==== Dataset excerpt
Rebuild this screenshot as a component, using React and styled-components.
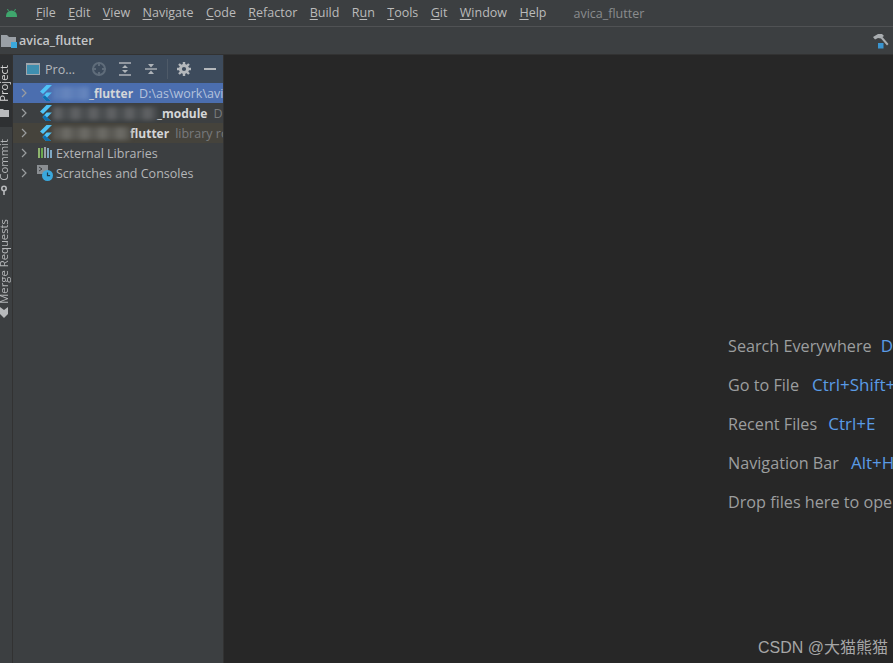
import React from "react";
import styled, { createGlobalStyle } from "styled-components";

const Global = createGlobalStyle`
  html, body, #root { margin: 0; padding: 0; height: 100%; background: #2b2b2b; }
  * { box-sizing: border-box; }
  body { font-family: "Open Sans", "Noto Sans", sans-serif; overflow: hidden; }
`;

const Shell = styled.div`
  width: 893px;
  height: 663px;
  display: flex;
  flex-direction: column;
  position: relative;
  overflow: hidden;
  background: #3c3f41;
`;

const MenuBar = styled.div`
  height: 27px;
  flex: none;
  display: flex;
  align-items: center;
  background: #3c3f41;
  border-bottom: 1px solid #505254;
  padding-left: 6px;
`;

const MenuItems = styled.div`
  display: flex;
  margin-left: 19px;
  gap: 12.4px;
`;

const MenuItem = styled.span`
  font-size: 12.5px;
  color: #bbbbbb;
  line-height: 16px;
`;

const Mnemonic = styled.span`
  text-decoration: underline;
  text-underline-offset: 2px;
`;

const WindowTitle = styled.span`
  font-size: 12.5px;
  color: #8a8c8e;
  margin-left: 27px;
`;

const NavBar = styled.div`
  height: 28px;
  flex: none;
  display: flex;
  align-items: center;
  justify-content: space-between;
  background: #3c3f41;
  padding: 0 4px 0 1px;
  border-bottom: 1px solid #323232;
`;

const Crumb = styled.div`
  display: flex;
  align-items: center;
  gap: 2px;
  font-size: 12.5px;
  font-weight: 600;
  color: #c4c6c8;
`;

const Body = styled.div`
  flex: 1;
  display: flex;
  min-height: 0;
`;

const Strip = styled.div`
  width: 13px;
  flex: none;
  display: flex;
  flex-direction: column;
  background: #3c3f41;
  border-right: 1px solid #323232;
`;

const StripTab = styled.div`
  display: flex;
  flex-direction: column;
  align-items: flex-start;
  gap: ${(p) => p.$gap}px;
  width: 12px;
  padding-top: ${(p) => p.$top}px;
  padding-bottom: ${(p) => p.$bottom}px;
  background: ${(p) => (p.$active ? "#2e3032" : "transparent")};
`;

const StripLabel = styled.span`
  writing-mode: vertical-rl;
  transform: rotate(180deg);
  font-size: 11.3px;
  line-height: 8px;
  white-space: nowrap;
  color: ${(p) => (p.$active ? "#d8d8d8" : "#b4b6b8")};
`;

const Panel = styled.div`
  width: 211px;
  flex: none;
  display: flex;
  flex-direction: column;
  background: #3c3f41;
  border-right: 1px solid #323232;
  overflow: hidden;
`;

const PanelHeader = styled.div`
  height: 28px;
  flex: none;
  display: flex;
  align-items: center;
  background: #3d4b5c;
  padding-left: 13px;
`;

const PanelTitle = styled.span`
  font-size: 12.5px;
  color: #b4b8bc;
  margin-left: 4px;
  width: 46px;
`;

const ToolButton = styled.span`
  width: 16px;
  height: 16px;
  display: flex;
  margin-right: ${(p) => p.$gap ?? 10}px;
  flex: none;
`;

const ToolSep = styled.span`
  width: 1px;
  height: 20px;
  background: #4e5a68;
  margin-right: 8px;
  margin-left: -1px;
  flex: none;
`;

const Tree = styled.div`
  display: flex;
  flex-direction: column;
`;

const Row = styled.div`
  height: 20px;
  display: flex;
  align-items: center;
  white-space: nowrap;
  overflow: hidden;
  padding-left: 7px;
  background: ${(p) => p.$bg || "transparent"};
`;

const Arrow = styled.span`
  width: 8px;
  height: 10px;
  display: flex;
  margin-right: 9px;
  flex: none;
`;

const IconSlot = styled.span`
  width: 16px;
  height: 16px;
  display: flex;
  flex: none;
  margin-right: 3px;
`;

const Blurred = styled.span`
  display: inline-block;
  flex: none;
  width: ${(p) => p.$w}px;
  height: 13px;
  margin-left: -3px;
  filter: blur(2px);
  background: repeating-linear-gradient(
    90deg,
    ${(p) => p.$color} 0 9px,
    ${(p) => p.$alt} 9px 18px
  );
`;

const Name = styled.span`
  font-size: 12px;
  font-weight: 700;
  color: #d4d6d8;
`;

const Hint = styled.span`
  font-size: 12.5px;
  margin-left: 6px;
  color: ${(p) => p.$color || "#787a7c"};
`;

const Plain = styled.span`
  font-size: 12.5px;
  color: #b4b6b8;
`;

const Editor = styled.div`
  flex: 1;
  background: #272727;
  display: flex;
  flex-direction: column;
  padding: 279px 0 0 504px;
  gap: 16px;
  overflow: hidden;
`;

const Shortcut = styled.div`
  display: flex;
  height: 23px;
  align-items: center;
  gap: ${(p) => p.$gap}px;
  white-space: nowrap;
  font-size: 16.2px;
  color: #9c9e9f;
`;

const Keys = styled.span`
  font-size: 17px;
  color: #5a9be6;
`;

const Watermark = styled.div`
  position: absolute;
  right: 5px;
  bottom: 5px;
  font-family: "Liberation Sans", "Noto Sans CJK SC", sans-serif;
  font-size: 16px;
  color: #a6a6a6;
`;

const Android = () => (
  <svg width="11" height="8" viewBox="0 0 11 8">
    <path d="M0 7a5.5 5.5 0 0 1 11 0v1H0z" fill="#3fa66d" />
    <path d="M2.5 2 1.5 0M8.5 2l1-2" stroke="#3fa66d" strokeWidth="1" />
  </svg>
);

const FolderIcon = () => (
  <svg width="16" height="16" viewBox="0 0 16 16">
    <path d="M0 2h6l2 2h7v10H0z" fill="#9aa0a6" />
    <rect x="10" y="9" width="6" height="6" fill="#3aa8dc" />
  </svg>
);

const Hammer = () => (
  <svg width="16" height="16" viewBox="0 0 16 16">
    <path d="M0 4 5 1h4l2 2-1.5 1L15.5 11 14 12.5 8 5.5 5 5 2 6.5z" fill="#a9adb0" />
    <rect x="5" y="10" width="5.5" height="5.5" fill="#3a95d0" />
  </svg>
);

const ProjectWindowIcon = () => (
  <svg width="15" height="14" viewBox="0 0 15 14">
    <rect x="0.5" y="1.5" width="13" height="11" fill="#3f8fb0" stroke="#9fa6ad" />
    <rect x="1" y="1" width="12" height="2" fill="#9fa6ad" />
  </svg>
);

const Locate = () => (
  <svg width="16" height="16" viewBox="0 0 16 16" fill="none" stroke="#5f6c7a" strokeWidth="2">
    <circle cx="8" cy="8" r="6" />
    <path d="M8 1v4M8 11v4M1 8h4M11 8h4" />
  </svg>
);

const ExpandAll = () => (
  <svg width="16" height="16" viewBox="0 0 16 16">
    <path d="M2 2h12M2 14h12" stroke="#aeb3b8" strokeWidth="1.4" />
    <path d="M8 4l3 3H5zM8 12l3-3H5z" fill="#aeb3b8" />
  </svg>
);

const CollapseAll = () => (
  <svg width="16" height="16" viewBox="0 0 16 16">
    <path d="M2 8h12" stroke="#aeb3b8" strokeWidth="1.4" />
    <path d="M8 6.5l3-3.5H5zM8 9.5l3 3.5H5z" fill="#aeb3b8" />
  </svg>
);

const Gear = () => (
  <svg width="16" height="16" viewBox="0 0 16 16" fill="none" stroke="#b4b8bc">
    <circle cx="8" cy="8" r="3.6" strokeWidth="3" />
    <path d="M8 1v3M8 12v3M1 8h3M12 8h3M3 3l2 2M11 11l2 2M3 13l2-2M11 5l2-2" strokeWidth="2.4" />
  </svg>
);

const Minimize = () => (
  <svg width="16" height="16" viewBox="0 0 16 16">
    <rect x="2" y="7" width="12" height="2" fill="#b4b8bc" />
  </svg>
);

const Chevron = () => (
  <svg width="8" height="10" viewBox="0 0 8 10" fill="none" stroke="#9a9d9f" strokeWidth="1.2">
    <path d="M2 1l4 4-4 4" />
  </svg>
);

const Flutter = () => (
  <svg width="16" height="16" viewBox="0 0 16 16">
    <path d="M9.5 0H15L6 9 3 6.5z" fill="#4fc3f7" />
    <path d="M9.5 7.5H15L10 12.5l4 3.5H9L5.5 12z" fill="#4fc3f7" />
    <path d="M7.8 10.2 10 12.5l4 3.5H9L5.5 12z" fill="#0d6fb0" />
  </svg>
);

const Libraries = () => (
  <svg width="16" height="16" viewBox="0 0 16 16">
    <rect x="1" y="3" width="2" height="10" fill="#8fb46e" />
    <rect x="4" y="3" width="2" height="10" fill="#6aa84f" />
    <rect x="7" y="2" width="2" height="11" fill="#9aa0a6" />
    <rect x="10" y="3" width="2" height="10" fill="#7fa8c4" />
    <rect x="13" y="5" width="2" height="8" fill="#7fa8c4" />
  </svg>
);

const Scratches = () => (
  <svg width="16" height="16" viewBox="0 0 16 16">
    <rect x="0" y="0" width="11" height="9" fill="#8a8e92" />
    <path d="M2 2l3 2-3 2" stroke="#3c3f41" fill="none" />
    <circle cx="10.5" cy="10.5" r="5.5" fill="#3aa8dc" />
    <path d="M10.5 7.5v3.2h2.6" stroke="#1d3b4d" fill="none" strokeWidth="1.2" />
  </svg>
);

const SmallFolder = () => (
  <svg width="9" height="10" viewBox="0 0 9 10">
    <path d="M0 1h3l1 1h5v7H0z" fill="#b8babc" />
  </svg>
);

const Key = () => (
  <svg width="9" height="10" viewBox="0 0 9 10" fill="none" stroke="#b8babc" strokeWidth="1.6">
    <circle cx="4" cy="3.5" r="2.2" />
    <path d="M4 6v4" />
  </svg>
);

const Mr = () => (
  <svg width="9" height="13" viewBox="0 0 9 13">
    <path d="M0 1l4 3 4-3v7l-4 4-4-4z" fill="#b8babc" />
  </svg>
);

const menu = [
  ["F", "ile"],
  ["E", "dit"],
  ["V", "iew"],
  ["N", "avigate"],
  ["C", "ode"],
  ["R", "efactor"],
  ["B", "uild"],
  ["R", "un", "u"],
  ["T", "ools"],
  ["G", "it"],
  ["W", "indow"],
  ["H", "elp"],
];

const shortcuts = [
  ["Search Everywhere", "Double Shift", 9],
  ["Go to File", "Ctrl+Shift+N", 13],
  ["Recent Files", "Ctrl+E", 11],
  ["Navigation Bar", "Alt+Home", 12],
  ["Drop files here to open", "", 0],
];

const App = () => {
  return (
    <Shell>
      <Global />
      <MenuBar>
        <Android />
        <MenuItems>
          {menu.map(([first, rest, alt]) => (
            <MenuItem key={first + rest}>
              {alt ? (
                <>
                  R<Mnemonic>u</Mnemonic>n
                </>
              ) : (
                <>
                  <Mnemonic>{first}</Mnemonic>
                  {rest}
                </>
              )}
            </MenuItem>
          ))}
        </MenuItems>
        <WindowTitle>avica_flutter</WindowTitle>
      </MenuBar>
      <NavBar>
        <Crumb>
          <FolderIcon />
          avica_flutter
        </Crumb>
        <Hammer />
      </NavBar>
      <Body>
        <Strip>
          <StripTab $active $top={10} $bottom={9} $gap={6}>
            <StripLabel $active>Project</StripLabel>
            <SmallFolder />
          </StripTab>
          <StripTab $top={12} $bottom={0} $gap={4}>
            <StripLabel>Commit</StripLabel>
            <Key />
          </StripTab>
          <StripTab $top={24} $bottom={0} $gap={3}>
            <StripLabel>Merge Requests</StripLabel>
            <Mr />
          </StripTab>
        </Strip>
        <Panel>
          <PanelHeader>
            <ProjectWindowIcon />
            <PanelTitle>Pro...</PanelTitle>
            <ToolButton>
              <Locate />
            </ToolButton>
            <ToolButton>
              <ExpandAll />
            </ToolButton>
            <ToolButton $gap={9}>
              <CollapseAll />
            </ToolButton>
            <ToolSep />
            <ToolButton $gap={10}>
              <Gear />
            </ToolButton>
            <ToolButton $gap={0}>
              <Minimize />
            </ToolButton>
          </PanelHeader>
          <Tree>
            <Row $bg="#4b6eaf">
              <Arrow>
                <Chevron />
              </Arrow>
              <IconSlot>
                <Flutter />
              </IconSlot>
              <Blurred $w={36} $color="#5c7db8" $alt="#6484bc" />
              <Name>_flutter</Name>
              <Hint $color="#b4c2dc">D:\as\work\avica_flutter</Hint>
            </Row>
            <Row>
              <Arrow>
                <Chevron />
              </Arrow>
              <IconSlot>
                <Flutter />
              </IconSlot>
              <Blurred $w={104} $color="#5e6062" $alt="#4c4f51" />
              <Name>_module</Name>
              <Hint>D:\as\work</Hint>
            </Row>
            <Row $bg="#45433c">
              <Arrow>
                <Chevron />
              </Arrow>
              <IconSlot>
                <Flutter />
              </IconSlot>
              <Blurred $w={77} $color="#5b5a55" $alt="#6a6964" />
              <Name>flutter</Name>
              <Hint>library root</Hint>
            </Row>
            <Row>
              <Arrow>
                <Chevron />
              </Arrow>
              <IconSlot>
                <Libraries />
              </IconSlot>
              <Plain>External Libraries</Plain>
            </Row>
            <Row>
              <Arrow>
                <Chevron />
              </Arrow>
              <IconSlot>
                <Scratches />
              </IconSlot>
              <Plain>Scratches and Consoles</Plain>
            </Row>
          </Tree>
        </Panel>
        <Editor>
          {shortcuts.map(([label, keys, gap]) => (
            <Shortcut key={label} $gap={gap}>
              <span>{label}</span>
              {keys && <Keys>{keys}</Keys>}
            </Shortcut>
          ))}
        </Editor>
      </Body>
      <Watermark>CSDN @大猫熊猫</Watermark>
    </Shell>
  );
};

export default App;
========
Copy each line of the data above that holds "components".

Rebuild this screenshot as a component, using React and styled-components.
import styled, { createGlobalStyle } from "styled-components";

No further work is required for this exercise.